27 Nov, 2018
This term, our Year 6 students have been investigating how plants adapt to their environments as part of their Transdisciplinary Learning.
The investigation involved an experiment, designed by the Year 6 students, which exposed different species of plants to varying environmental conditions to see what effect the conditions had on the growth of the plants.
Over a number of weeks, students tested the effects of sunlight, soil quality, salt levels, humidity or fertiliser on their plants and regularly measured changes and recorded the data in their iPads.
Year 6 Teacher, Mr Daniel Zito, said that as junior scientists, it is important for students to process their data using technology and communicate their findings to the broader community.
“The students used the data recorded in their iPads to create spreadsheets, which they turned into graphs to display their results,” said Mr Zito.
“The students also designed their very own websites to communicate their findings.”
Prior to commencing their experiments, the students were asked to predict the outcome of their investigation, and then reflect on their findings at the conclusion of the project.
“Our end result isn’t always what we predict, sometimes the results can be surprising,” reflected Maya.
“Too much sun affects capsicum plants and makes them wilt if they don’t have enough water. I learnt that plants can actually shrink, which I never expected,” said Akira.
“It was interesting that the plant which was grown in wet, dark conditions grew mould and died!” said Jimmy.
“I actually found out that salt makes a capsicum plant more resilient,” said Jackson.

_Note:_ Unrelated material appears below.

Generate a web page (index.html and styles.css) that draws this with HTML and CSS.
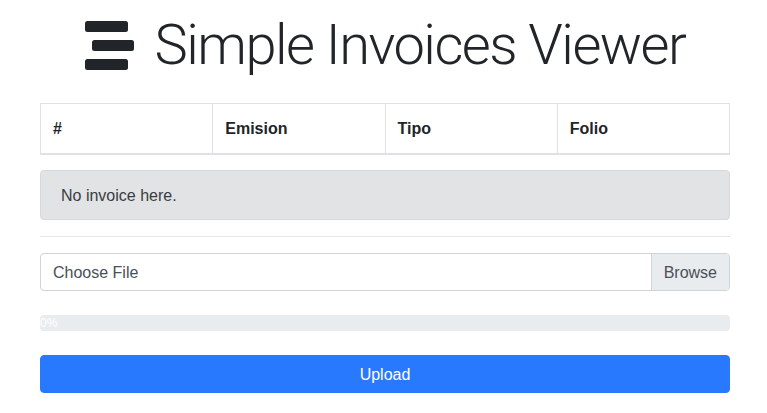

The investigation also enabled students to determine the most effective ways to care for their plants including how often they should water their plants and what nutrients were best for their species.
Jess found that liquid fertiliser drowned the roots of her Thyme plant.
“I researched it and it turns out Thyme actually likes drained soil so I would like to try dry fertiliser,” she said.
At the conclusion of the experiment, the students published their findings on their websites, with many emerging as enthusiastic green thumbs following the project!